[Web page code records]
========================================================================
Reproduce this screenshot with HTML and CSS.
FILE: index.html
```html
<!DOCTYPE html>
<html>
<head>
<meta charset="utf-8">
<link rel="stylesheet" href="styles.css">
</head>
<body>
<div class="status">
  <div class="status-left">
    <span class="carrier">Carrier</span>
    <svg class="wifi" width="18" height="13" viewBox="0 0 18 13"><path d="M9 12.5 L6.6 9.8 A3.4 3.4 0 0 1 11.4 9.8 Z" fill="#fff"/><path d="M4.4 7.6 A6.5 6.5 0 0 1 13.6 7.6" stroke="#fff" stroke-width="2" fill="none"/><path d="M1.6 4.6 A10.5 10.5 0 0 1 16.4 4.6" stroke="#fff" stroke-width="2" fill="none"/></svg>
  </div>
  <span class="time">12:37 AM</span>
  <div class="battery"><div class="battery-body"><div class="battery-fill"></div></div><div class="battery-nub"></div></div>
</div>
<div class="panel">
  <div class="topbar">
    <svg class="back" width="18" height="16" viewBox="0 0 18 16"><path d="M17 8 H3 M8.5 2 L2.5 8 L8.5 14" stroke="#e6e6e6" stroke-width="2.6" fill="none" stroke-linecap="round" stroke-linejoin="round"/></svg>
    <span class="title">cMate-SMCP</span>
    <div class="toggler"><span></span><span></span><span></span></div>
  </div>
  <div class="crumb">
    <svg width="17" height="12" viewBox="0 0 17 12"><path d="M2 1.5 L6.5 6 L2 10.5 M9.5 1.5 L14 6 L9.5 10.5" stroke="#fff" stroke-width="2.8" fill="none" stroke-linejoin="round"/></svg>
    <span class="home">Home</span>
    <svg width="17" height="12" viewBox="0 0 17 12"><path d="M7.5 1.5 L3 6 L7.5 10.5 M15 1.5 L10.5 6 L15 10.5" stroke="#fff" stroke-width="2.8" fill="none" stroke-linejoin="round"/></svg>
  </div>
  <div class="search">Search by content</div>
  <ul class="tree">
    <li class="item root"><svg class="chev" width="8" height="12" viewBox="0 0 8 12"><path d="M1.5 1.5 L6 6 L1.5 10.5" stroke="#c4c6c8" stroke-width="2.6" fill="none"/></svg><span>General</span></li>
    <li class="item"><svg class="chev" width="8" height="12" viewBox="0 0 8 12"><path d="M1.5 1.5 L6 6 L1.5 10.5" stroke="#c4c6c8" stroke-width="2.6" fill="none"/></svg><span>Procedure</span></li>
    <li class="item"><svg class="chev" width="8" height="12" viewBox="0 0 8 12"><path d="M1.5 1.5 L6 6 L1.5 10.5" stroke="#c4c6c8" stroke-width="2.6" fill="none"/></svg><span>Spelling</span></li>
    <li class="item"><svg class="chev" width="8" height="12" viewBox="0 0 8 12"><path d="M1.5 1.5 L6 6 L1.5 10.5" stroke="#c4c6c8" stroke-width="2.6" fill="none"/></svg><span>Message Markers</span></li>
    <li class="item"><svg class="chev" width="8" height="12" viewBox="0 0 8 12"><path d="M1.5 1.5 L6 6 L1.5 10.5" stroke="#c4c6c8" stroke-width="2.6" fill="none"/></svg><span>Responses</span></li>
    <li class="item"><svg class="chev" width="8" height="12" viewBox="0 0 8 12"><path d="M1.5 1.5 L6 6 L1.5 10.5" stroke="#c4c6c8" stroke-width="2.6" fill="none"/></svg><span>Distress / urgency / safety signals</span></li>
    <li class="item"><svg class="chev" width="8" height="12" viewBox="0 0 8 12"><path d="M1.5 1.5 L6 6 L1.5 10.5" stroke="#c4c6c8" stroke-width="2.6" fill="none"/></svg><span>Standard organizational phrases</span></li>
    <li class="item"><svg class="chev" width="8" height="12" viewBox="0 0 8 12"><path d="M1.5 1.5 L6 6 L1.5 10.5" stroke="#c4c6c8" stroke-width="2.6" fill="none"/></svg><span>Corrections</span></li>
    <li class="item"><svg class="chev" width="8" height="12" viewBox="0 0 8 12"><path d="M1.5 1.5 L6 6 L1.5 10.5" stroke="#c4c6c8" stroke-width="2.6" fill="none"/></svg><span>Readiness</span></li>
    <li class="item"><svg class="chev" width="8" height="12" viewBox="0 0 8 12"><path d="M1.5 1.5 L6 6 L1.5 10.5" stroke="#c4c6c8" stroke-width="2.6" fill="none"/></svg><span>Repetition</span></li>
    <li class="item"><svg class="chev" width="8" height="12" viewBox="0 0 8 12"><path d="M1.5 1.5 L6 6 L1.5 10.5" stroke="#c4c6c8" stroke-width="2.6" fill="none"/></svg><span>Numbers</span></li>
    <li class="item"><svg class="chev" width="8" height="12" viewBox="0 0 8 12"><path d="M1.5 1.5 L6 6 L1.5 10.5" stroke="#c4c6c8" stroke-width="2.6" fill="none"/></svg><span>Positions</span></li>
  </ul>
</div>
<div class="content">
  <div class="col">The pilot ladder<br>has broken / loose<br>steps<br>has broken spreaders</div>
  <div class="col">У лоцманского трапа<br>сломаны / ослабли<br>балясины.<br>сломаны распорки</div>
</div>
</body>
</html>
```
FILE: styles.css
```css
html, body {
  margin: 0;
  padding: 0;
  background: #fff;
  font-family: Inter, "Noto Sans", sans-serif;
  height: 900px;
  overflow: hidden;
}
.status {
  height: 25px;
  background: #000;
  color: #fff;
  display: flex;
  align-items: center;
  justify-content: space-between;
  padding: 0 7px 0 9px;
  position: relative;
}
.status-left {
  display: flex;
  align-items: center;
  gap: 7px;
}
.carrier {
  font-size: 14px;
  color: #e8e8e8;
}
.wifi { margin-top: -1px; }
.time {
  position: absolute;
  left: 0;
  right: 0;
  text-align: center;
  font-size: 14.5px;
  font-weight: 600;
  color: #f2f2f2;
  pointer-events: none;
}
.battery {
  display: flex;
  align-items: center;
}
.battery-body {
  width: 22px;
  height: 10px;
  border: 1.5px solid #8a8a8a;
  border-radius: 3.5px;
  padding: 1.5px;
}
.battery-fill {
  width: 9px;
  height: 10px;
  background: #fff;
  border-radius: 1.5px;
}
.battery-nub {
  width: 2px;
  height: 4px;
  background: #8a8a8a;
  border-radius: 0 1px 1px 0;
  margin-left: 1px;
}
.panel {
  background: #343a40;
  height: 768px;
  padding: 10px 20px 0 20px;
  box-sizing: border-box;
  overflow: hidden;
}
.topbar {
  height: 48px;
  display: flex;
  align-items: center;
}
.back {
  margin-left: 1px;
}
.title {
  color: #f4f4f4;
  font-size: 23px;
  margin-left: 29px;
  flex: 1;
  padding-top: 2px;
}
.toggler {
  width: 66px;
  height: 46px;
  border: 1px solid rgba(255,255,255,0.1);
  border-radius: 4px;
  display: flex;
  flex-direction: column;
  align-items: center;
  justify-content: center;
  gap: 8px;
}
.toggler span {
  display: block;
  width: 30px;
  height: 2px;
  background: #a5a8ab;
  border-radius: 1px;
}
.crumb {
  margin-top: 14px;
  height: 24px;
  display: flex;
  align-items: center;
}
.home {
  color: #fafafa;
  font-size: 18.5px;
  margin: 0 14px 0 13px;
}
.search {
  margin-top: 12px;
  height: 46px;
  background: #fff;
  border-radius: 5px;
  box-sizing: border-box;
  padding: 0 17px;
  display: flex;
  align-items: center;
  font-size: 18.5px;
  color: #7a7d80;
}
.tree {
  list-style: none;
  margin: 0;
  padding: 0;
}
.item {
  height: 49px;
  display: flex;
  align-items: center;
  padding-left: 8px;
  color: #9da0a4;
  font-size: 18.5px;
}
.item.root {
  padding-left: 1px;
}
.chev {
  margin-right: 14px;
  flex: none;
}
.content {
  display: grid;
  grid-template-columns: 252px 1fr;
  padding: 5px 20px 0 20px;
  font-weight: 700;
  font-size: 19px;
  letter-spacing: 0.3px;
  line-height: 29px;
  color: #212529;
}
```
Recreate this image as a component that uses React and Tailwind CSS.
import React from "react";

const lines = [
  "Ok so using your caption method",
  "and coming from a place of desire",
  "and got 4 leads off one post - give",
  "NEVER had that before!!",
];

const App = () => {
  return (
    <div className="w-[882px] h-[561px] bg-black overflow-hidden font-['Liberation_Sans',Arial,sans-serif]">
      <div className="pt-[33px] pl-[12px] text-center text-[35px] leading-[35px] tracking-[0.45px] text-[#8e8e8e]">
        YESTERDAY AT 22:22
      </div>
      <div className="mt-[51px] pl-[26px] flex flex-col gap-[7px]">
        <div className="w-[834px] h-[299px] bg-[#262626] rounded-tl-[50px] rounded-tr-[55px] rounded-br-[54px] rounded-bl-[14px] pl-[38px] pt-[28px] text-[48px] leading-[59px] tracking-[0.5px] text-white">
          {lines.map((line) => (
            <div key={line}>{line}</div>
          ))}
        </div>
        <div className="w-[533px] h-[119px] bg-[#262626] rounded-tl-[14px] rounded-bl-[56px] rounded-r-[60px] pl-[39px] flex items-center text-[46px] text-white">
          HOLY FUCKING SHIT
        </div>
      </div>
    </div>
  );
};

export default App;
========================================================================
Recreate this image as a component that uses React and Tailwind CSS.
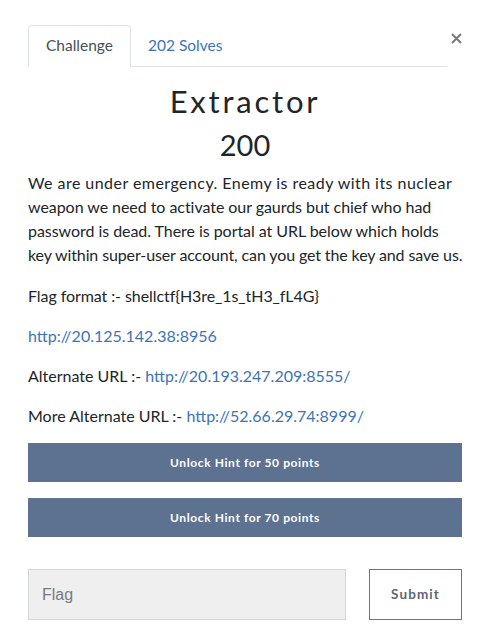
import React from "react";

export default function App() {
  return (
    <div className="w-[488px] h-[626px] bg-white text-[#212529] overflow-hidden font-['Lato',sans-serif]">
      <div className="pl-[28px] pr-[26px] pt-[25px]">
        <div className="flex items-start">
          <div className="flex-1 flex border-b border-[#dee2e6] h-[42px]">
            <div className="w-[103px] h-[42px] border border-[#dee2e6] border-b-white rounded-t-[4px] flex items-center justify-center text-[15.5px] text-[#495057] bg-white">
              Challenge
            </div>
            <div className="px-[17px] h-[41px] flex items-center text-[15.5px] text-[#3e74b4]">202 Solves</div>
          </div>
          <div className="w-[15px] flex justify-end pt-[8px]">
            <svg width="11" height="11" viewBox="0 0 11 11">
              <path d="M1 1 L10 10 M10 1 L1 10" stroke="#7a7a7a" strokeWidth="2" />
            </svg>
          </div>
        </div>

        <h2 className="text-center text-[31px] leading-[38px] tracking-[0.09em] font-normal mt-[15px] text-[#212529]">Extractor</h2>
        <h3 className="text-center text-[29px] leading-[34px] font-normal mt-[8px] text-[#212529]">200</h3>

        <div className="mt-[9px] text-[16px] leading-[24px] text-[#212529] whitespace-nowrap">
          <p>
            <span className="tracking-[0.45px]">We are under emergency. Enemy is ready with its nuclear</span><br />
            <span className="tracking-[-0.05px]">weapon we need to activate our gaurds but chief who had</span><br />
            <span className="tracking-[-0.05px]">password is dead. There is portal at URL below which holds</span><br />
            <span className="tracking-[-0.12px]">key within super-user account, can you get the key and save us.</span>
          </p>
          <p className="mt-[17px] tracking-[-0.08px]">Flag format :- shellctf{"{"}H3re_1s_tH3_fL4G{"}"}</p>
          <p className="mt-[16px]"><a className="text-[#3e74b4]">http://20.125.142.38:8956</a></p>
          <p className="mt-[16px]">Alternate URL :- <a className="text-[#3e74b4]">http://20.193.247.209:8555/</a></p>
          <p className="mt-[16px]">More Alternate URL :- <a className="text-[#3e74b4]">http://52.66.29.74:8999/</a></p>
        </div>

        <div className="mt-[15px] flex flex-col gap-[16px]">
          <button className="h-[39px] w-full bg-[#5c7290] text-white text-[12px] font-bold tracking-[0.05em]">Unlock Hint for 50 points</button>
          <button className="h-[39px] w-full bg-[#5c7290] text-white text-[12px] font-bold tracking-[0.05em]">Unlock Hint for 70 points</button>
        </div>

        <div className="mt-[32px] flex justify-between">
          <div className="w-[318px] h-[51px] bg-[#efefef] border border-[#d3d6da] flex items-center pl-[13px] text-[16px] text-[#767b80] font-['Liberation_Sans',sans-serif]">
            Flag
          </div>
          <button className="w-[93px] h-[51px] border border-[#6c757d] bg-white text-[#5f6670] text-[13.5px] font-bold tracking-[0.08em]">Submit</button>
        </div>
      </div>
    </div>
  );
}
========================================================================
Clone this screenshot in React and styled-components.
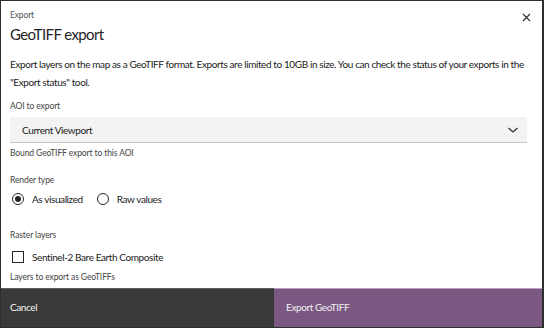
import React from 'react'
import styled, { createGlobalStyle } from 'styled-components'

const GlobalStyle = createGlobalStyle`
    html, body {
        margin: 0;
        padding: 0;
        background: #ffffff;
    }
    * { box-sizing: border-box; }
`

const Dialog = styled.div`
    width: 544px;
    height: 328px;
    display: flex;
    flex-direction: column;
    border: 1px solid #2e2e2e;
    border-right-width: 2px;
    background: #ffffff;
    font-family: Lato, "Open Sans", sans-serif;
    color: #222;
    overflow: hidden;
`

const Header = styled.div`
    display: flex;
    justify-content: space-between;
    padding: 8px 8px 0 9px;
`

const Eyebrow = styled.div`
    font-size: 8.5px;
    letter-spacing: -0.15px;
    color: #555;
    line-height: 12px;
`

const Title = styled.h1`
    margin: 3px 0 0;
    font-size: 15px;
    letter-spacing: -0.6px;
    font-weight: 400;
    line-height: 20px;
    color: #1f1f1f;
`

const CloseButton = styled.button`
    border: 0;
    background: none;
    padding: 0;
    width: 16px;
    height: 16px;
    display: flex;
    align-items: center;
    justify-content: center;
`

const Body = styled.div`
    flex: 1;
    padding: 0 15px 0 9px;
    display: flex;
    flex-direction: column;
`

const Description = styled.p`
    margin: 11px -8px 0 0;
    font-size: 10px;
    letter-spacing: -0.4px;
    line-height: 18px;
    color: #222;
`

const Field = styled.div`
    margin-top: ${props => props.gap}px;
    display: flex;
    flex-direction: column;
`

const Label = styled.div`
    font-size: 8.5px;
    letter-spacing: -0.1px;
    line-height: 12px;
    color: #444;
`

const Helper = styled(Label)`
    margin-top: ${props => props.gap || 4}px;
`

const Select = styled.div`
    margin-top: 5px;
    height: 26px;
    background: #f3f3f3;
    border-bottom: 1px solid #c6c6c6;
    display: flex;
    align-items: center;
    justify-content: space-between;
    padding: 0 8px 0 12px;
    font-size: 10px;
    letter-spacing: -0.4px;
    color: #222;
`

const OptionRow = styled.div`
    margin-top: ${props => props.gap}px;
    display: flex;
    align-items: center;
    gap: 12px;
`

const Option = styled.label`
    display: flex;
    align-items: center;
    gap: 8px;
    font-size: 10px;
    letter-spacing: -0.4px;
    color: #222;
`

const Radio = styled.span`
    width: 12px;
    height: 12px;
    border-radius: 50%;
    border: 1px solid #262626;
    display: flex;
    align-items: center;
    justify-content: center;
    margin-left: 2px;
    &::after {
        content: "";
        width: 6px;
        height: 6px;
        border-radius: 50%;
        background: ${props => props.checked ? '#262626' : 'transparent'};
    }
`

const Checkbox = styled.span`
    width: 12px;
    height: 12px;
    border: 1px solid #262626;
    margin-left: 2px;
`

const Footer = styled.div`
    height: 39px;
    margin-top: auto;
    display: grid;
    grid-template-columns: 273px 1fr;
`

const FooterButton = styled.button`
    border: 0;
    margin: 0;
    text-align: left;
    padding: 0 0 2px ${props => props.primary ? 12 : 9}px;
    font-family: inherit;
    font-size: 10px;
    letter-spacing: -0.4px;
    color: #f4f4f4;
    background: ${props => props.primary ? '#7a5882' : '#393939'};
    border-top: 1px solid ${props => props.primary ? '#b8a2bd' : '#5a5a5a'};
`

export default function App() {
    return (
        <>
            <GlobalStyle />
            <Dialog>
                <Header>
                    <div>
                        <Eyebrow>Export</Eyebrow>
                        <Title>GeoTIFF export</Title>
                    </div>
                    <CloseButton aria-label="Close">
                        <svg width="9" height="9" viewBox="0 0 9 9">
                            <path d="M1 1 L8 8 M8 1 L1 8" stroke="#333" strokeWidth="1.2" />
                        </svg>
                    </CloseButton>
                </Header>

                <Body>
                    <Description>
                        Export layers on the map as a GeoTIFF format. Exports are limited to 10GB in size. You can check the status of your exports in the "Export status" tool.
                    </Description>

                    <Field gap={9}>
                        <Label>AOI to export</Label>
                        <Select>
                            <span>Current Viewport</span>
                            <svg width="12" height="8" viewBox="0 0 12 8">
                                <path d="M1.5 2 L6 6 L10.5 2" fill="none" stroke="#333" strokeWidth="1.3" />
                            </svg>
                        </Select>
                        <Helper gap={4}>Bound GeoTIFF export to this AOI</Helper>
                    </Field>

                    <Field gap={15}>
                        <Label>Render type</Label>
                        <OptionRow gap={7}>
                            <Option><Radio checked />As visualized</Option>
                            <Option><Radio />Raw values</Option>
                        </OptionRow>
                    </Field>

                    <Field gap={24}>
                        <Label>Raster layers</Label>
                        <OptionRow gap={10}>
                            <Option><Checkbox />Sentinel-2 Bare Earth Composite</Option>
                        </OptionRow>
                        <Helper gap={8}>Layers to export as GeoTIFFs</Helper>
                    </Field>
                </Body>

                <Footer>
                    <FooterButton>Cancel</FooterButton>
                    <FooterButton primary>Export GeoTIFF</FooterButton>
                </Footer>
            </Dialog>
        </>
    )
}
========================================================================
Gather each line of the listing containing the word "components" and show it.

◆ Response:
Clone this screenshot in React and styled-components.
import styled, { createGlobalStyle } from 'styled-components'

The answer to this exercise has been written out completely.